How Cross-Device Identity Matching Works (part 1)

By Martin Kihn | August 09, 2016 | 6 Comments

Cross-device identity is the thing that tells marketers and other nosy types that Device A and Device B and Browser C all belong to the same Person X. Devices (and browsers, which we’ll call devices for convenience) are matched to people. These people may be known to us by name or they may remain quite mysterious. But here we are concerned only with the process of matching devices together that all point to someone.

How is this done?

Talking to our friends at Adelphic recently, they clued us in to their U.S. Patent 8,438,184 B1. Adelphic is a mobile demand side platform, in the business of helping advertisers target people mainly on mobile devices, so they’re interested in identity. Why? If they’ve served an ad to Person X on Device A, they’d like to know that fact before they bid good money on yet another ad to the same person on Device B. Or if they happen to know something interesting about Person X (say, they like Bernese mountain dogs), then when that person shows up on a new Device C, Adelphic can put in a high bid for their Bernese mountain dog tea cozy-selling client.

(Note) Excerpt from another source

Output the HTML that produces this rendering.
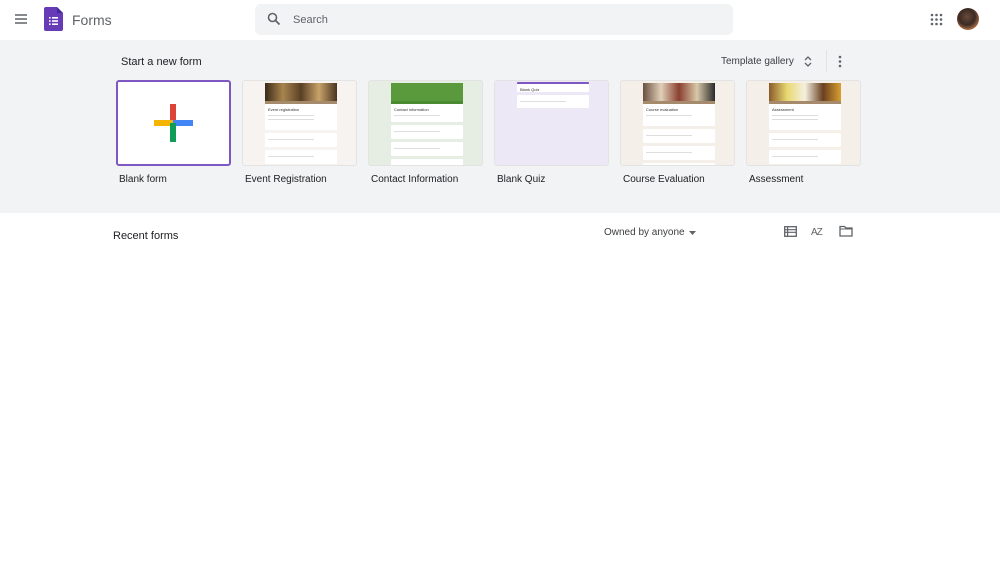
<!DOCTYPE html>
<html><head><meta charset="utf-8"><style>
*{box-sizing:border-box;margin:0;padding:0}
body{width:1000px;height:563px;overflow:hidden;background:#fff;font-family:"Liberation Sans",Arial,sans-serif;color:#202124;position:relative}
.hdr{position:absolute;left:0;top:0;width:1000px;height:40px;background:#fff}
.band{position:absolute;left:0;top:40px;width:1000px;height:173px;background:#f1f3f4}
.abs{position:absolute}
.card{position:absolute;top:80px;width:115px;height:86px;border:1px solid #e3e3e3;border-radius:3px;overflow:hidden}
.lbl{position:absolute;top:174px;font-size:10px;color:#202124}
.f{position:absolute;left:22px;width:72px;top:2px;bottom:0}
.img{height:18px}
.strip{height:3px;background:#a58a6c}
.box{background:#fff;margin-bottom:3px;border-radius:1px;padding:3px 3px}
.ln{height:1px;background:#ddd;margin:3px 0;width:70%}
.t{font-size:4px;color:#333}
</style></head><body>
<div class="hdr">
 <svg class="abs" style="left:14px;top:13px" width="14" height="12" viewBox="0 0 14 12"><path d="M1 2h12M1 6h12M1 10h12" stroke="#5f6368" stroke-width="1.4"/></svg>
 <svg class="abs" style="left:44px;top:7px" width="19" height="24" viewBox="0 0 19 24"><path d="M2 0h11l6 6v16a2 2 0 0 1-2 2H2a2 2 0 0 1-2-2V2a2 2 0 0 1 2-2z" fill="#673ab7"/><path d="M13 0v6h6z" fill="#4527a0"/><g fill="#fff"><rect x="5" y="10" width="1.6" height="1.6"/><rect x="5" y="13.2" width="1.6" height="1.6"/><rect x="5" y="16.4" width="1.6" height="1.6"/><rect x="8" y="10" width="6" height="1.6"/><rect x="8" y="13.2" width="6" height="1.6"/><rect x="8" y="16.4" width="6" height="1.6"/></g></svg>
 <div class="abs" style="left:72px;top:12px;font-size:14px;color:#5f6368">Forms</div>
 <div class="abs" style="left:255px;top:4px;width:478px;height:31px;background:#f1f3f4;border-radius:6px"></div>
 <svg class="abs" style="left:267px;top:12px" width="14" height="14" viewBox="0 0 14 14"><circle cx="5.5" cy="5.5" r="4" stroke="#5f6368" stroke-width="1.6" fill="none"/><path d="M8.5 8.5l4 4" stroke="#5f6368" stroke-width="1.8"/></svg>
 <div class="abs" style="left:293px;top:14px;font-size:11px;color:#5f6368">Search</div>
 <svg class="abs" style="left:930px;top:13px" width="13" height="13" viewBox="0 0 13 13" fill="#5f6368"><circle cx="2" cy="2" r="1.3"/><circle cx="6.5" cy="2" r="1.3"/><circle cx="11" cy="2" r="1.3"/><circle cx="2" cy="6.5" r="1.3"/><circle cx="6.5" cy="6.5" r="1.3"/><circle cx="11" cy="6.5" r="1.3"/><circle cx="2" cy="11" r="1.3"/><circle cx="6.5" cy="11" r="1.3"/><circle cx="11" cy="11" r="1.3"/></svg>
 <div class="abs" style="left:957px;top:8px;width:22px;height:22px;border-radius:50%;background:radial-gradient(circle at 45% 40%,#6b4a3a 0,#3a2a24 45%,#c87a4a 80%,#e0643a 100%)"></div>
</div>
<div class="band"></div>
<div class="abs" style="left:121px;top:56px;font-size:11px">Start a new form</div>
<div class="abs" style="left:721px;top:56px;font-size:10px;color:#3c4043">Template gallery</div>
<svg class="abs" style="left:804px;top:55px" width="8" height="13" viewBox="0 0 8 13"><path d="M1 5l3-3 3 3M1 8l3 3 3-3" stroke="#5f6368" stroke-width="1.3" fill="none"/></svg>
<div class="abs" style="left:826px;top:50px;width:1px;height:22px;background:#e3e3e3"></div>
<svg class="abs" style="left:838px;top:55px" width="4" height="13" viewBox="0 0 4 13" fill="#5f6368"><circle cx="2" cy="2" r="1.3"/><circle cx="2" cy="6.5" r="1.3"/><circle cx="2" cy="11" r="1.3"/></svg>

<div class="card" style="left:116px;width:115px;background:#fff;border:2px solid #7e57c2"></div>
<svg class="abs" style="left:154px;top:104px" width="39" height="38" viewBox="0 0 39 38"><rect x="16" y="0" width="6" height="19" fill="#db4437"/><rect x="0" y="16" width="19" height="6" fill="#f4b400"/><rect x="19" y="16" width="20" height="6" fill="#4285f4"/><rect x="16" y="19" width="6" height="19" fill="#0f9d58"/></svg>
<div class="lbl" style="left:119px">Blank form</div>

<div class="card" style="left:242px;background:#f6f3f1"><div class="f"><div class="img" style="background:linear-gradient(90deg,#3b2a18,#a8844f,#5a4024,#c7a26a,#4a3420)"></div><div class="strip"></div><div class="box" style="height:26px"><div class="t">Event registration</div><div class="ln"></div><div class="ln"></div></div><div class="box" style="height:14px"><div class="ln"></div></div><div class="box" style="height:14px"><div class="ln"></div></div><div class="box" style="height:10px"></div></div></div>
<div class="lbl" style="left:245px">Event Registration</div>

<div class="card" style="left:368px;background:#e6ede3"><div class="f"><div class="img" style="background:#5a9a3c"></div><div class="strip" style="background:#4a8a30"></div><div class="box" style="height:18px"><div class="t">Contact information</div><div class="ln"></div></div><div class="box" style="height:14px"><div class="ln"></div></div><div class="box" style="height:14px"><div class="ln"></div></div><div class="box" style="height:14px"><div class="ln"></div></div></div></div>
<div class="lbl" style="left:371px">Contact Information</div>

<div class="card" style="left:494px;background:#ede8f5"><div class="f" style="top:1px"><div class="box" style="height:10px;border-top:2px solid #7e57c2"><div class="t">Blank Quiz</div></div><div class="box" style="height:13px"><div class="ln"></div></div></div></div>
<div class="lbl" style="left:497px">Blank Quiz</div>

<div class="card" style="left:620px;background:#f5efea"><div class="f"><div class="img" style="background:linear-gradient(90deg,#6a5040,#e0d0b8,#8a4030,#d8c8a8,#2a2a2a)"></div><div class="strip"></div><div class="box" style="height:22px"><div class="t">Course evaluation</div><div class="ln"></div></div><div class="box" style="height:14px"><div class="ln"></div></div><div class="box" style="height:14px"><div class="ln"></div></div><div class="box" style="height:10px"></div></div></div>
<div class="lbl" style="left:623px">Course Evaluation</div>

<div class="card" style="left:746px;background:#f5efea"><div class="f"><div class="img" style="background:linear-gradient(90deg,#8a5a2a,#e8d870,#f4f0e0,#6a4020,#d8a030)"></div><div class="strip"></div><div class="box" style="height:26px"><div class="t">Assessment</div><div class="ln"></div><div class="ln"></div></div><div class="box" style="height:14px"><div class="ln"></div></div><div class="box" style="height:14px"><div class="ln"></div></div><div class="box" style="height:10px"></div></div></div>
<div class="lbl" style="left:749px">Assessment</div>

<div class="abs" style="left:113px;top:230px;font-size:11px">Recent forms</div>
<div class="abs" style="left:604px;top:227px;font-size:10px;color:#3c4043">Owned by anyone</div>
<svg class="abs" style="left:689px;top:231px" width="8" height="4" viewBox="0 0 8 4"><path d="M0 0h7l-3.5 4z" fill="#5f6368"/></svg>
<svg class="abs" style="left:784px;top:226px" width="13" height="11" viewBox="0 0 13 11"><rect x="0.7" y="0.7" width="11.6" height="9.6" stroke="#5f6368" stroke-width="1.3" fill="none"/><path d="M1 3.7h11M1 6.3h11M3.6 1v9" stroke="#5f6368" stroke-width="1.2"/></svg>
<div class="abs" style="left:811px;top:227px;font-size:10px;color:#5f6368;letter-spacing:-1px">AZ</div>
<svg class="abs" style="left:839px;top:225px" width="14" height="12" viewBox="0 0 14 12"><path d="M1 1.5h4.5l1.5 1.5h6v8H1z" stroke="#5f6368" stroke-width="1.3" fill="none"/><path d="M1 4h12" stroke="#5f6368" stroke-width="1"/></svg>
</body></html>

Boom! But only – of course – if they know that Devices A, B and C all belong to the same Bernese mountain dog lover Marty, I mean, Person X.

How? That’s the topic of the patent, which I have read in some detail. (Patent reading is about as fun as going to Coney Island to count the sand, so you’re welcome.) I summarize highlights for the people.

ADELPHIC’S PATENT

It turns out that the “matcher” (e.g., Adelphic) is in the business of building up a large database of individuals. Each individual has a unique identifer (we can call it the Master ID) and a set of known Attributes. These Attributes are things that the database knows about them based on previous interactions. And – importantly – this Master ID and set of Attributes also tries to include other ID’s that are uniquely tied to particular devices.

So at its core, the matcher is a system that is confronted with device identifiers that it bumps up against its Master ID database over and over in an attempt to see if that device belongs with an existing Master ID, i.e., a person they know. If not, a new Master ID is created and becomes part of the matching game.

Some of you may wonder: “Is it using deterministic or probabilistic methods?” The answer is: both.

First, it will try to determine if there is a literal match – that is, if the device identifier is already in the database. If so, there is a direct match that we call deterministic. If not, we need Plan B: probabilistic matching. Plan B uses some fancy math (which I will sketch out below) to figure out if the various Attributes it’s seeing are similar enough to Attributes in the Master ID database to make it PROBABLE we have a match.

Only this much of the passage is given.